Interesting is because I fell in love with the movie "Crash" because of a couple of scenes when Matt Dillon as a white cop embarrassing the black woman.  Not only the racial part was described, but also the religious sarcasm was executed perfectly. If you guys forgot, try to watch that scene again.  

So, i love to see if any other writer can do the same...that was interesting right? Not if a writer is aiming to hit the target, and misses a mile wide.

Risky is because the screenwriter is messing with the Teeth of a Tiger.  I have Tom Clancy's book called Teeth of a Tiger in front of me.  Tom said "If you want to kick the tiger in the ass, you better have a plan how to handle with his teeth."

Thoughtful:

It's a nice idea to show the people about racism, but it's a bad idea if you have not collaborated quite good enough.  

I think you're showing the individual racism.  Don't do that if so.

Rewrite it...change the plot....try to focus on cultural racism rather than individually... what i meant was..try not to write about one person's point of view.  Racism is not from one person.  It's an unacceptable cultural belief, and threat to a SOCIETY.  Not on one man or one woman.

A person's behavior is only about his/her journey of life and beliefs.  A group's behavior is called Diffusion of Responsibility when they fail to respond with such a manly manner.  
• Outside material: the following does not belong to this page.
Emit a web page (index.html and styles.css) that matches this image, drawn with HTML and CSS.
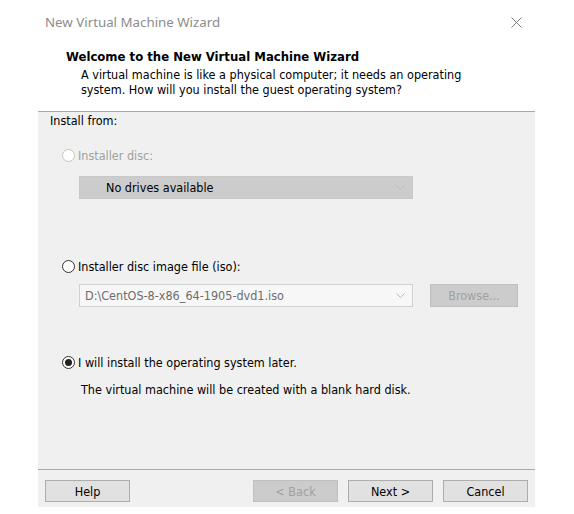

To conclude,  if you're gonna do a big thing (racism scripts are often rejected by production companies unless you nailed it), you must STUDY, and learn bigly.

Good luck!  







Posted by: coldbug, June 26th, 2010, 9:31pm; Reply: 17
If you all thinking Matt Dillon was a racist in that movie, and it was an individual racism.  You all are correct, but recollect your mind.

Remember he was a cop.  There're many cops around the world just like him.  That's what the screenwriter is trying to tell you.  It's not really about him, in fact, Matt represents all the racist cops on Earth.